The U.S. labor market continues to show signs of strength, according to the Bureau of Labor Statistics (BLS), reporting the addition of 236,000 jobs in March against expectations for 239,000. This result meant the unemployment rate dipped to 3.5% from 3.6%, and February's gain of 311,000 jobs was revised higher to 326,000.

The release of the labor report comes ahead of the U.S. Federal Reserve's meeting in May, during which the central bank will decide whether to continue tightening monetary policy or pause its now over one-year long series of rate hikes. Prior to the report, short-term rate futures markets pointed out that there was approximately a two-in-three chance of a pause from the Fed in May.

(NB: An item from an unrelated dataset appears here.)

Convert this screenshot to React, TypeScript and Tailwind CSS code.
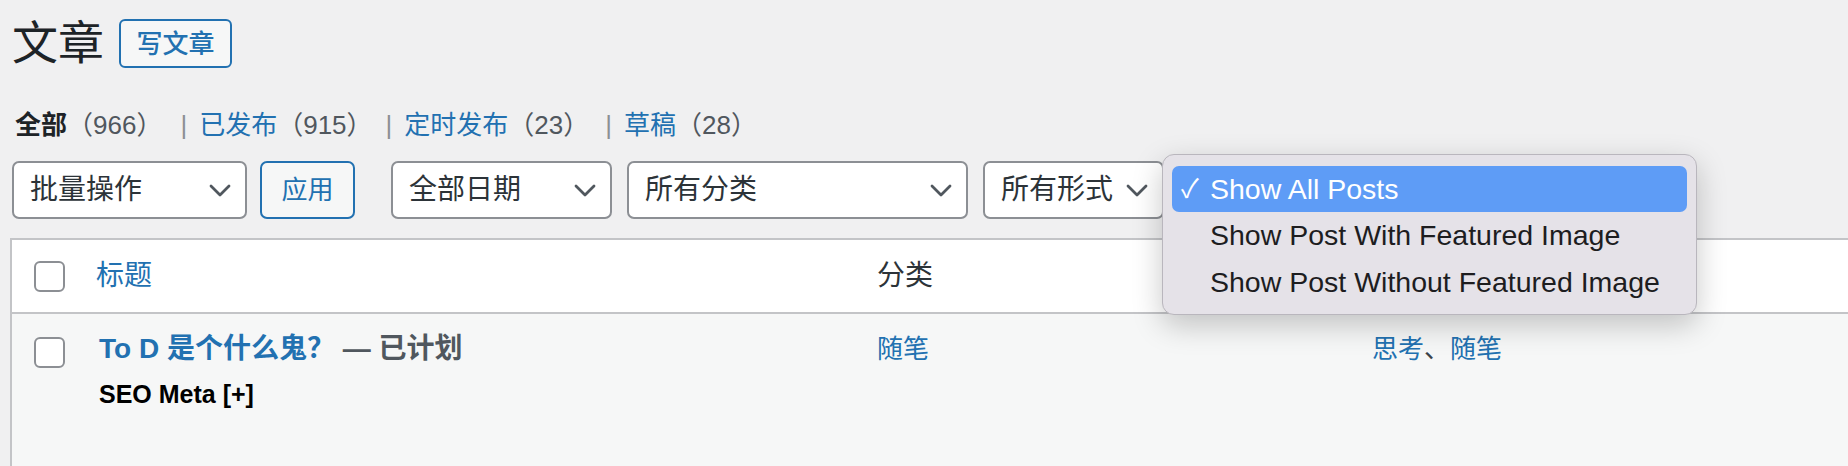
import React from "react";

const FONT = '"Liberation Sans", "Noto Sans CJK SC", sans-serif';

function Chevron() {
  return (
    <svg width="22" height="13" viewBox="0 0 22 13" className="shrink-0">
      <polyline points="2,2 11,11 20,2" fill="none" stroke="#50575e" strokeWidth="2.8" strokeLinecap="round" strokeLinejoin="round" />
    </svg>
  );
}

function Select({ label, w, ml }: { label: string; w: string; ml: string }) {
  return (
    <div className={`${w} ${ml} h-[58px] flex items-center justify-between border-2 border-[#8c8f94] rounded-[7px] bg-white pl-[16px] pr-[14px] text-[28px] text-[#2c3338]`}>
      <span className="leading-none">{label}</span>
      <Chevron />
    </div>
  );
}

function Checkbox() {
  return <div className="w-[31px] h-[31px] rounded-[6px] border-2 border-[#8c8f94] bg-white" />;
}

export default function App() {
  return (
    <div className="relative w-[1848px] h-[466px] overflow-hidden bg-[#f0f0f1]" style={{ fontFamily: FONT }}>
      {/* Title row */}
      <div className="pl-[12px] pt-[19px] flex items-center h-[68px]">
        <h1 className="text-[46px] leading-[49px] text-[#1d2327] font-normal">文章</h1>
        <button className="ml-[15px] h-[49px] w-[113px] border-2 border-[#2271b1] rounded-[6px] bg-[#f6f7f7] text-[#2271b1] text-[26px] font-medium leading-none">
          写文章
        </button>
      </div>

      {/* Status line */}
      <div className="pl-[15px] mt-[40px] h-[34px] flex items-center text-[26px] leading-[34px] text-[#50575e] whitespace-pre">
        <span className="font-bold text-[#1d2327]">全部</span>
        <span>（966）</span>
        <span className="ml-[18px] mr-[12px] text-[#8c8f94]">|</span>
        <span className="text-[#2271b1]">已发布</span>
        <span>（915）</span>
        <span className="ml-[13px] mr-[12px] text-[#8c8f94]">|</span>
        <span className="text-[#2271b1]">定时发布</span>
        <span>（23）</span>
        <span className="ml-[16px] mr-[12px] text-[#8c8f94]">|</span>
        <span className="text-[#2271b1]">草稿</span>
        <span>（28）</span>
      </div>

      {/* Filters */}
      <div className="pl-[12px] mt-[19px] flex items-center">
        <Select label="批量操作" w="w-[235px]" ml="ml-0" />
        <button className="ml-[13px] w-[95px] h-[58px] border-2 border-[#2271b1] rounded-[7px] bg-[#f6f7f7] text-[#2271b1] text-[26px] leading-none">
          应用
        </button>
        <Select label="全部日期" w="w-[221px]" ml="ml-[36px]" />
        <Select label="所有分类" w="w-[341px]" ml="ml-[15px]" />
        <Select label="所有形式" w="w-[181px]" ml="ml-[15px]" />
      </div>

      {/* Table */}
      <div className="ml-[10px] mt-[19px] border-l-2 border-t-2 border-[#c3c4c7]">
        <div className="h-[74px] bg-white border-b-2 border-[#c3c4c7] grid grid-cols-[84px_781px_495px_1fr] items-center text-[28px] leading-[36px]">
          <div className="pl-[22px] flex"><Checkbox /></div>
          <div className="text-[#2271b1]">标题</div>
          <div className="text-[#2c3338]">分类</div>
          <div />
        </div>
        <div className="h-[160px] bg-[#f6f7f7] grid grid-cols-[84px_781px_495px_1fr] items-start">
          <div className="pl-[22px] pt-[23px] flex"><Checkbox /></div>
          <div className="pt-[17px]">
            <div className="text-[28px] leading-[36px] font-bold whitespace-pre">
              <span className="text-[#2271b1] ml-[3px]">To D 是个什么鬼？</span>
              <span className="text-[#50575e]"> — 已计划</span>
            </div>
            <div className="mt-[11px] ml-[3px] text-[25px] leading-[32px] font-bold text-black">SEO Meta [+]</div>
          </div>
          <div className="pt-[17px] text-[26px] leading-[36px] text-[#2271b1]">随笔</div>
          <div className="pt-[17px] text-[26px] leading-[36px]">
            <span className="text-[#2271b1]">思考</span>
            <span className="text-[#3c434a]">、</span>
            <span className="text-[#2271b1]">随笔</span>
          </div>
        </div>
      </div>

      {/* Dropdown popup */}
      <div className="absolute left-[1162px] top-[154px] w-[535px] h-[161px] rounded-[12px] border border-[#b9b6bd] bg-[#e5e2e8] shadow-[0_10px_30px_rgba(0,0,0,0.22)] pt-[11px] px-[9px]">
        <div className="h-[46px] rounded-[7px] bg-[#5e9cf6] flex items-center text-white text-[28.5px]">
          <span className="w-[38px] pl-[9px] text-[26px]">✓</span>
          <span>Show All Posts</span>
        </div>
        <div className="h-[47px] flex items-center text-[#1d1d1f] text-[28.5px] pl-[38px]">Show Post With Featured Image</div>
        <div className="h-[47px] flex items-center text-[#1d1d1f] text-[28.5px] pl-[38px]">Show Post Without Featured Image</div>
      </div>
    </div>
  );
}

However, the indications of advanced data this week were showing some potential weaknesses in the labor market, with the ADP's private sector job addition for March at 145,000, shorter than the 210,000 expected. Additionally, the Department of Labor's weekly initial jobless claims were further up at 228,000 versus the 200,000 projected while the earlier week's 192,000 initial claims was revised to 246,000.

So far, the U.S. economy had managed to experience job growth and a low unemployment rate even during periods of high economic uncertainty and the latest payrolls report sustained this pattern. The labor market had held up better compared to the various other components of the economy, such as that of the global trade, yet any indications of the labor market slowing down would be the most significant risk for the U.S. economy. Yet, for the moment, it appears the labor market remains reasonably strong, allaying fears of a potential slowdown.